The move from screen to print is one that is often unquestioned, since pushing the printing button became such a banal gesture, but this is one of the liberatory gesture enacted by de Rohan Chabot. Amongst his obsessions, this is a fascinating one – but the print doesn’t even claim the slickness of the screen-image. On the contrary, de Rohan Chabot manifests a fatigue of the image. And glossiness isn’t part of his syntax. If reflection comes up, it’s through the use of glass panels, which actually camouflage the images as much as it reveals them (look at you…).

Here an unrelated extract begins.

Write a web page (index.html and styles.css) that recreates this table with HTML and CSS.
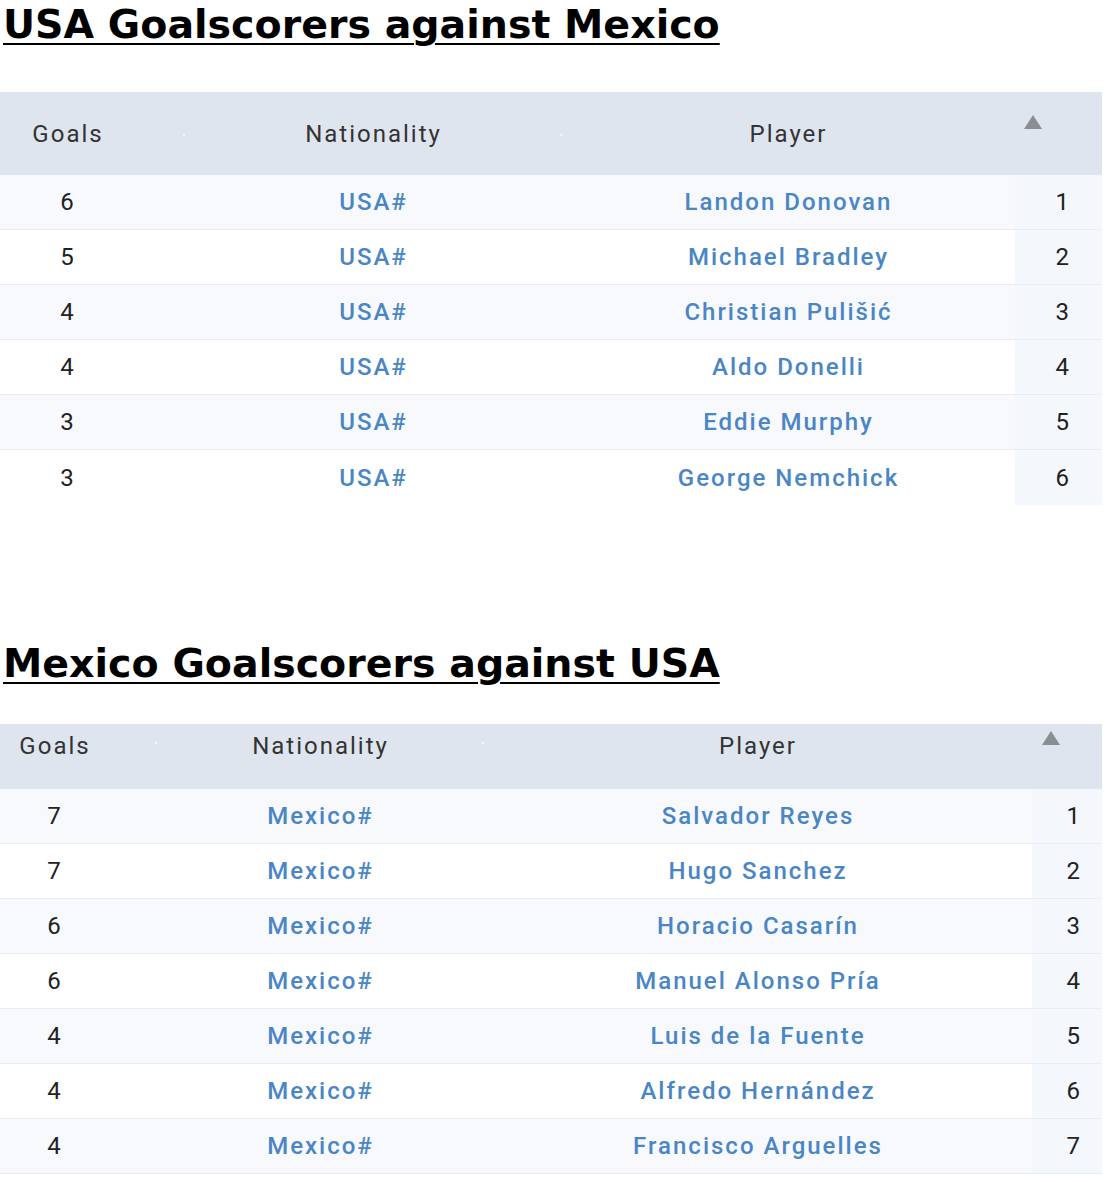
FILE: index.html
```html
<!DOCTYPE html>
<html>
<head>
<meta charset="utf-8">
<link rel="stylesheet" href="styles.css">
</head>
<body>
<div class="page">
  <h2 class="title">USA Goalscorers against Mexico</h2>
  <div class="table t1">
    <div class="row head">
      <div class="c goals">Goals<span class="dot"></span></div>
      <div class="c nat">Nationality<span class="dot"></span></div>
      <div class="c player">Player</div>
      <div class="c rank"><span class="arrow"></span></div>
    </div>
    <div class="row odd"><div class="c goals">6</div><div class="c nat link">USA#</div><div class="c player link">Landon Donovan</div><div class="c rank">1</div></div>
    <div class="row"><div class="c goals">5</div><div class="c nat link">USA#</div><div class="c player link">Michael Bradley</div><div class="c rank">2</div></div>
    <div class="row odd"><div class="c goals">4</div><div class="c nat link">USA#</div><div class="c player link">Christian Pulišić</div><div class="c rank">3</div></div>
    <div class="row"><div class="c goals">4</div><div class="c nat link">USA#</div><div class="c player link">Aldo Donelli</div><div class="c rank">4</div></div>
    <div class="row odd"><div class="c goals">3</div><div class="c nat link">USA#</div><div class="c player link">Eddie Murphy</div><div class="c rank">5</div></div>
    <div class="row last"><div class="c goals">3</div><div class="c nat link">USA#</div><div class="c player link">George Nemchick</div><div class="c rank">6</div></div>
  </div>

  <h2 class="title title2">Mexico Goalscorers against USA</h2>
  <div class="table t2">
    <div class="row head">
      <div class="c goals">Goals<span class="dot"></span></div>
      <div class="c nat">Nationality<span class="dot"></span></div>
      <div class="c player">Player</div>
      <div class="c rank"><span class="arrow"></span></div>
    </div>
    <div class="row odd"><div class="c goals">7</div><div class="c nat link">Mexico#</div><div class="c player link">Salvador Reyes</div><div class="c rank">1</div></div>
    <div class="row"><div class="c goals">7</div><div class="c nat link">Mexico#</div><div class="c player link">Hugo Sanchez</div><div class="c rank">2</div></div>
    <div class="row odd"><div class="c goals">6</div><div class="c nat link">Mexico#</div><div class="c player link">Horacio Casarín</div><div class="c rank">3</div></div>
    <div class="row"><div class="c goals">6</div><div class="c nat link">Mexico#</div><div class="c player link">Manuel Alonso Pría</div><div class="c rank">4</div></div>
    <div class="row odd"><div class="c goals">4</div><div class="c nat link">Mexico#</div><div class="c player link">Luis de la Fuente</div><div class="c rank">5</div></div>
    <div class="row"><div class="c goals">4</div><div class="c nat link">Mexico#</div><div class="c player link">Alfredo Hernández</div><div class="c rank">6</div></div>
    <div class="row odd"><div class="c goals">4</div><div class="c nat link">Mexico#</div><div class="c player link">Francisco Arguelles</div><div class="c rank">7</div></div>
  </div>
</div>
</body>
</html>
```

FILE: styles.css
```css
html, body {
  margin: 0;
  padding: 0;
  background: #ffffff;
}

.page {
  width: 1102px;
  padding-top: 1px;
}

.title {
  font-family: "DejaVu Sans", "Liberation Sans", sans-serif;
  font-weight: bold;
  font-size: 39.5px;
  line-height: 46px;
  color: #000;
  text-decoration: underline;
  text-decoration-thickness: 2px;
  text-underline-offset: 5px;
  margin: 0 0 45px 3px;
  letter-spacing: 0;
}

.title2 {
  margin-top: 135px;
  margin-bottom: 38px;
}

.table {
  font-family: Roboto, "Noto Sans", sans-serif;
  font-size: 24px;
  font-weight: 500;
  letter-spacing: 2px;
  color: #222;
}

.row {
  display: grid;
  height: 55px;
  align-items: stretch;
  border-bottom: 1px solid #e8edf3;
  box-sizing: border-box;
  background: #ffffff;
}

.row.odd {
  background: #f7f9fc;
}

.row.last {
  border-bottom: none;
}

.t1 .row { grid-template-columns: 185px 377px 453px 87px; }
.t2 .row { grid-template-columns: 157px 327px 548px 70px; }

.c {
  display: flex;
  align-items: center;
  justify-content: center;
  position: relative;
}

.goals, .rank {
  font-weight: 400;
}

.t1 .goals { padding-right: 49px; }
.t2 .goals { padding-right: 47px; }

.rank {
  background: #f4f7fb;
  justify-content: flex-end;
}

.t1 .rank { padding-right: 31px; }
.t2 .rank { padding-right: 20px; }

.link {
  color: #4a86c6;
}

.row.head {
  background: #dfe5ef;
  color: #333;
  border-bottom: none;
  font-weight: 400;
}

.t1 .row.head { height: 83px; }
.t2 .row.head { height: 65px; align-items: start; }
.t2 .row.head .c { padding-top: 8px; align-items: flex-start; }

.row.head .rank {
  background: transparent;
  justify-content: flex-start;
  align-items: flex-start;
}

.t1 .row.head .rank { padding: 23px 0 0 9px; }
.t2 .row.head .rank { padding: 7px 0 0 10px; }

.arrow {
  display: block;
  width: 0;
  height: 0;
  border-left: 9px solid transparent;
  border-right: 9px solid transparent;
  border-bottom: 14px solid #8a8d92;
}

.dot {
  position: absolute;
  right: 0;
  top: 50%;
  width: 2px;
  height: 2px;
  background: #f2f5f9;
}
```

Here in Vienna, the triad of a/ fire – b/ skull – c/ powder belongs to a (virtual) body of images with no background. The display doesn’t include a mirror. There’s a lot of black, everything is absorbed. Whether e Rohan Chabot is the author of the black (within the images) is an open-ended question. He told me once about these vans in Berlin that are covered in black to avoid surveillance. Although here, the black is rather enhancing (to which point is blackness camouflage?)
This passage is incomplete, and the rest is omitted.